I appreciate the examples, but I still wonder whether the authors of the two stories pointed out were previously published or not. Being established and having publishing credits doesn't require noteriety, and to be taken more seriously only requires some previous publications, or recognition, from the slush reader and editors. If not, then perhaps good writing is enough.
Aero, do you know who the authors, or the story titles, or the issues of Asimovs the stories are from? I'd be interested in trying to find out if either author had been previously published. I think the information might be useful to myself and other unpublished authors.
"Foster", by Melissa Lee Shaw, October/November 2006 issue. "Feather and Ring", by Ruth Nestvold, August 2006 issue.
Both authors have published before in professional markets, so I suppose you're right, they would make it out of the slush pile. I don't, however, think that either have sold a novel, though I could be wrong there.

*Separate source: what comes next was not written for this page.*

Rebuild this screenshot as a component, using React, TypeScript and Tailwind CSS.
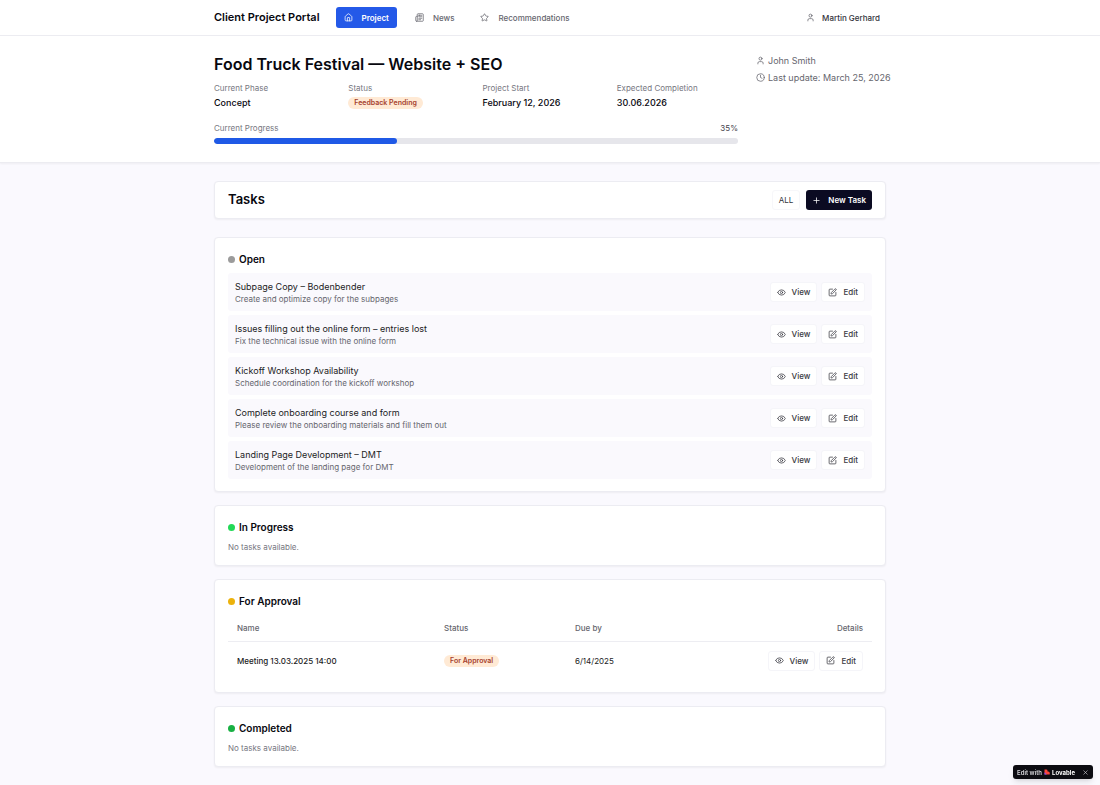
import type { ReactNode } from "react";
import { Clock, Eye, House, Newspaper, Plus, SquarePen, Star, User, X } from "lucide-react";

type Task = { title: string; description: string };

const openTasks: Task[] = [
  { title: "Subpage Copy – Bodenbender", description: "Create and optimize copy for the subpages" },
  { title: "Issues filling out the online form – entries lost", description: "Fix the technical issue with the online form" },
  { title: "Kickoff Workshop Availability", description: "Schedule coordination for the kickoff workshop" },
  { title: "Complete onboarding course and form", description: "Please review the onboarding materials and fill them out" },
  { title: "Landing Page Development – DMT", description: "Development of the landing page for DMT" },
];

function Badge({ children }: { children: ReactNode }) {
  return (
    <span className="flex h-3 w-fit items-center rounded-full bg-[#ffead5] px-1.5 text-[7px] leading-3 font-semibold text-[#a5402d]">
      {children}
    </span>
  );
}

function TaskActions() {
  const button =
    "flex h-5 items-center gap-1.5 rounded-[3px] border border-[#f5f5f9] bg-white px-1.5 text-[8px] font-medium text-[#3a3a42]";
  return (
    <div className="flex shrink-0 justify-end gap-1">
      <button type="button" className={button}>
        <Eye className="size-[9px]" />
        View
      </button>
      <button type="button" className={button}>
        <SquarePen className="size-[9px]" />
        Edit
      </button>
    </div>
  );
}

function Section({ title, dot, children }: { title: string; dot: string; children: ReactNode }) {
  return (
    <section className="rounded-[4px] border border-[#ececf2] bg-white px-[13px] pt-[13px] pb-3 shadow-xs">
      <h3 className="flex h-4 items-center gap-1 text-[10px] font-semibold text-[#08080f]">
        <span className={`size-[7px] rounded-full ${dot}`} />
        {title}
      </h3>
      {children}
    </section>
  );
}

function Fact({ label, children }: { label: string; children: ReactNode }) {
  return (
    <div>
      <dt className="text-[8px] leading-3 text-[#77777f]">{label}</dt>
      <dd className="flex h-[17px] items-center text-[9px] font-medium text-[#08080f]">{children}</dd>
    </div>
  );
}

export default function App() {
  const progress = 35;
  const navLink = "flex h-[21px] items-center gap-[9px] rounded-[3px] px-2 text-[8px] font-medium";

  return (
    <div className="min-h-screen bg-[#faf9fe] font-['Inter',sans-serif] text-[#08080f]">
      <header className="border-b border-[#ececf1] bg-white">
        <div className="mx-auto flex h-[35px] max-w-2xl items-center">
          <a href="#" className="text-[11px] font-semibold">Client Project Portal</a>
          <nav className="ml-4 flex gap-2.5">
            <a href="#project" className={`${navLink} bg-[#2459e8] font-semibold text-white`}>
              <House className="size-[9px]" />
              Project
            </a>
            <a href="#news" className={`${navLink} text-[#66666e]`}>
              <Newspaper className="size-[9px]" />
              News
            </a>
            <a href="#recommendations" className={`${navLink} text-[#66666e]`}>
              <Star className="size-[9px]" />
              Recommendations
            </a>
          </nav>
          <button type="button" className="ml-auto flex items-center gap-[7px] px-1.5 text-[8px] font-medium text-[#33333b]">
            <User className="size-[9px] text-[#66666e]" />
            Martin Gerhard
          </button>
        </div>
      </header>

      <div className="border-b border-[#ececf1] bg-white shadow-xs">
        <div className="mx-auto grid max-w-2xl grid-cols-[minmax(0,1fr)_130px] gap-[18px] py-[18px]">
          <div>
            <h1 className="text-[16px] leading-5 font-semibold">Food Truck Festival — Website + SEO</h1>
            <dl className="mt-2 grid grid-cols-4 gap-[13px]">
              <Fact label="Current Phase">Concept</Fact>
              <Fact label="Status"><Badge>Feedback Pending</Badge></Fact>
              <Fact label="Project Start">February 12, 2026</Fact>
              <Fact label="Expected Completion">30.06.2026</Fact>
            </dl>
            <div className="mt-[11px] flex justify-between text-[8px] leading-3 text-[#77777f]">
              <span id="progress-label">Current Progress</span>
              <span className="text-[#44444c]">{progress}%</span>
            </div>
            <div
              role="progressbar"
              aria-labelledby="progress-label"
              aria-valuenow={progress}
              className="mt-1 h-1.5 overflow-hidden rounded-full bg-[#e6e6eb]"
            >
              <div className="h-full rounded-full bg-[#1f59e6]" style={{ width: `${progress}%` }} />
            </div>
          </div>
          <div className="flex flex-col gap-1 text-[9px] leading-[13px] whitespace-nowrap text-[#66666e]">
            <p className="flex items-center gap-[3px]">
              <User className="size-[9px] shrink-0" />
              John Smith
            </p>
            <p className="flex items-center gap-[3px]">
              <Clock className="size-[9px] shrink-0" />
              Last update: March 25, 2026
            </p>
          </div>
        </div>
      </div>

      <main className="mx-auto max-w-2xl py-[18px]">
        <div className="flex h-[38px] items-center rounded-[4px] border border-[#ececf2] bg-white px-[13px] shadow-xs">
          <h2 className="text-[13px] font-semibold">Tasks</h2>
          <div className="ml-auto flex gap-1.5">
            <button type="button" className="h-5 rounded-[3px] border border-[#f7f7fa] px-1.5 text-[8px] text-[#33333b]">
              ALL
            </button>
            <button
              type="button"
              className="flex h-5 items-center gap-[7px] rounded-[3px] bg-[#0b0b22] px-1.5 text-[8px] font-semibold text-white"
            >
              <Plus className="size-[9px]" />
              New Task
            </button>
          </div>
        </div>

        <div className="mt-[18px] flex flex-col gap-[13px]">
          <Section title="Open" dot="bg-[#9b9b9b]">
            <ul className="mt-1.5 flex flex-col gap-1">
              {openTasks.map((task) => (
                <li
                  key={task.title}
                  className="flex items-center justify-between rounded-[3px] bg-[#faf9fd] px-[7px] py-1.5"
                >
                  <div className="pt-px">
                    <p className="text-[9px] leading-[14px] text-[#1c1c24]">{task.title}</p>
                    <p className="text-[8px] leading-[11px] text-[#66666e]">{task.description}</p>
                  </div>
                  <TaskActions />
                </li>
              ))}
            </ul>
          </Section>

          <Section title="In Progress" dot="bg-[#22d957]">
            <p className="mt-1.5 text-[8px] leading-3 text-[#77777f]">No tasks available.</p>
          </Section>

          <Section title="For Approval" dot="bg-[#ecb20c]">
            <table className="mt-[7px] w-full table-fixed border-collapse text-left text-[8px]">
              <thead>
                <tr className="h-[25px] border-b border-[#ededf2] text-[#66666e]">
                  <th className="w-[207px] px-[9px] font-medium">Name</th>
                  <th className="w-[131px] px-[9px] font-medium">Status</th>
                  <th className="w-[131px] px-[9px] font-medium">Due by</th>
                  <th className="px-[9px] text-right font-medium">Details</th>
                </tr>
              </thead>
              <tbody>
                <tr className="h-[39px] text-[#1c1c24]">
                  <td className="px-[9px] font-medium">Meeting 13.03.2025 14:00</td>
                  <td className="px-[9px]"><Badge>For Approval</Badge></td>
                  <td className="px-[9px]">6/14/2025</td>
                  <td className="px-[9px]"><TaskActions /></td>
                </tr>
              </tbody>
            </table>
          </Section>

          <Section title="Completed" dot="bg-[#18b043]">
            <p className="mt-1.5 text-[8px] leading-3 text-[#77777f]">No tasks available.</p>
          </Section>
        </div>
      </main>

      <div className="fixed right-[7px] bottom-1.5 flex h-3.5 items-center rounded-[3px] bg-[#0c0c12] px-1 text-[6px] font-semibold text-[#d8d8dc] shadow-md">
        <a href="#lovable" className="flex items-center gap-0.5">
          Edit with
          <svg viewBox="0 0 12 12" className="size-1.5" aria-hidden="true">
            <path d="M1 1h3.5A2.5 2.5 0 0 1 7 3.500V5h1.500A3 3 0 0 1 11.500 8v3H1z" fill="#f9443c" />
            <path d="M1 6.500 5.500 11H1z" fill="#7b4dff" />
          </svg>
          <span className="font-bold text-white">Lovable</span>
        </a>
        <button type="button" aria-label="Close" className="ml-[7px]">
          <X className="size-[7px]" />
        </button>
      </div>
    </div>
  );
}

Aero, thanks for taking the time to look up that information. Some markets, especially in magazines like Asimovs, are so tough to break into, that any little bit of information helps. Admittedly, I've spent most of my time in the last two years sharpening my writing skills, and only now am starting to submit on a regular basis to magazines. I've pretty much determined that the writing part was the easy part of the whole publishing thing, so now I'm getting into the hard part. Getting that first pro sale can take a very long time, but well worth it once it happens.